Hace unos días pensamos dedicar una emisión de El Foco, el programa que conduzco en ADN40, a lugares de la Ciudad de México en los que se hubiera dado un “sucedido”: una leyenda de linaje fantasmal. El historiador Jesús Campos, de Intervención Histórica, aceptó ser nuestro guía. Nos citó a las siete de la noche frente a la parroquia de Santa Catarina.

Campos había prometido llevarnos al sitio en el que, según la leyenda, el padre Lanzas confesó a aquel muerto. No me detuve a pensar en lo que íbamos a hacer. Fue un error.

Cuando caí en cuenta, caminábamos con el equipo por República de Nicaragua. Estaba encima la noche, la mayor parte de las casas se hallaban cerradas, los negocios habían bajado sus cortinas. La calle lucía inquietantemente solitaria.

Mi compañera de conducción, Veka Duncan, le preguntó a un patrullero si habría vigilancia en la zona. El patrullero dio una respuesta desconcertante, puso en marcha el motor, y se alejó: “Nada más estamos hasta las siete. Por la inseguridad”.

Nos quedamos prácticamente solos en la calle. Comenzamos, sin embargo, a grabar. Una llovizna volvió todo más fantasmal.

Desde el principio comenzaron a ocurrir cosas extrañas. Motonetas que se acercaban, silbidos de alerta, llamadas telefónicas para avisar que había gente extraña en la zona.

En menos de dos semanas han ocurrido ocho muertes en Tepito. Hace días apareció descuartizado sobre un montón de basura el cadáver de un ex convicto (el de su mujer lo fueron a tirar a Chalco). Hace unos días, también, los tripulantes de una motoneta entraron en una barbería de República de Cuba y asesinaron a un hombre e hirieron a otros cuatro. Una balacera en Vidal Alcocer y Peña y Peña dejó dos muertos; una ejecución en Ferrocarril de Cintura arrojó dos cadáveres más.
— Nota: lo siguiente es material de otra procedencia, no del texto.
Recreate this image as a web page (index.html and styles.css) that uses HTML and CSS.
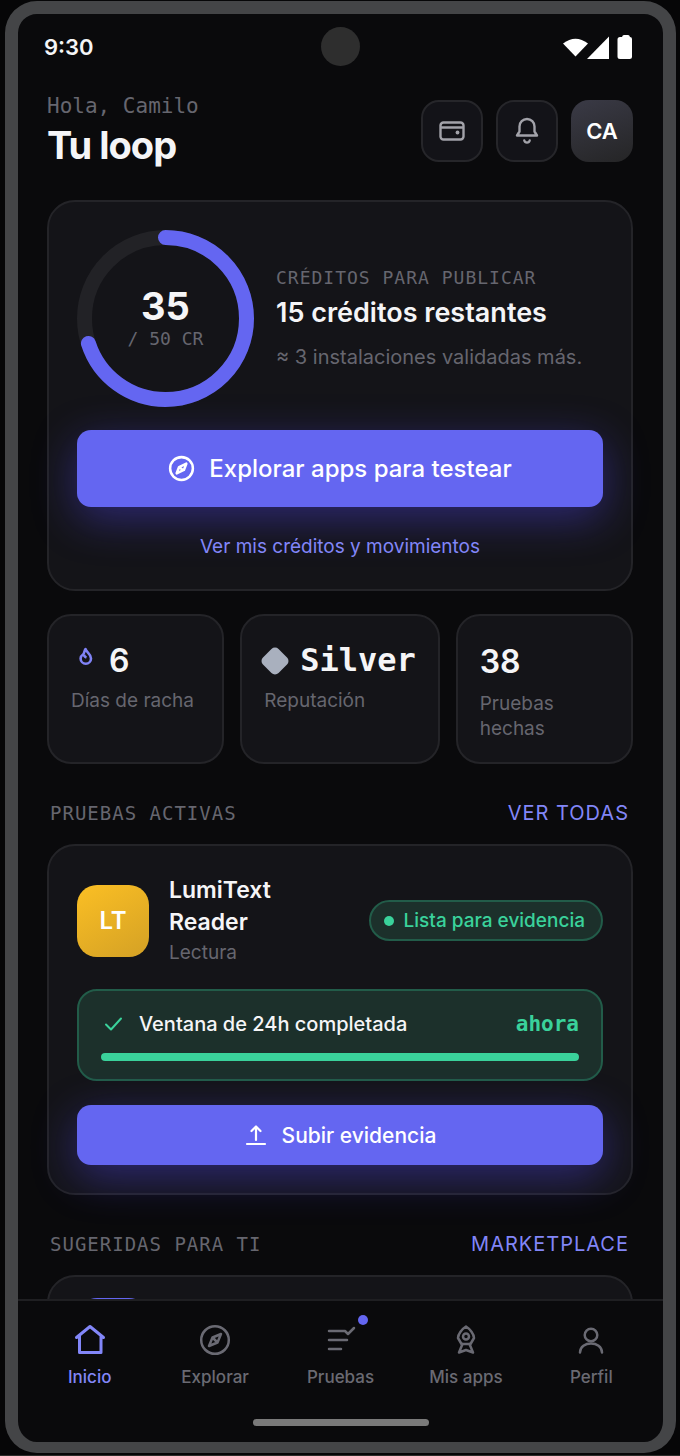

Los estragos de la lucha entre La Unión y la Fuerza Anti Unión, los dos grupos criminales que se disputan las calles, son evidentes a cada paso. En la calle solitaria los rostros asomaban y se esfumaban, se oían nuevos chiflidos, venían más motonetas, pasaban camionetas blindadas y llenas de tripulantes: circulaban por la calle como por una zona de guerra. Solo que esa zona de guerra está a cuatro cuadras del Palacio Nacional.

Caminamos por Nicaragua, dimos vuelta en Argentina, doblamos en Paraguay. En ese punto nos hacía brincar hasta el sonido de un claxon.

No nos dejaron seguir. A la mitad de Paraguay, un hombre salió por la puerta de una vecindad y gritó:

—¡Si siguen caminando les vamos a dar fierro! ¡Se los va a cargar la verga!

Por supuesto que no seguimos. Volvimos sobre nuestros pasos, caminando demudados por las mismas calles por las que 150 años antes, demudado también, había huido el padre Lanzas.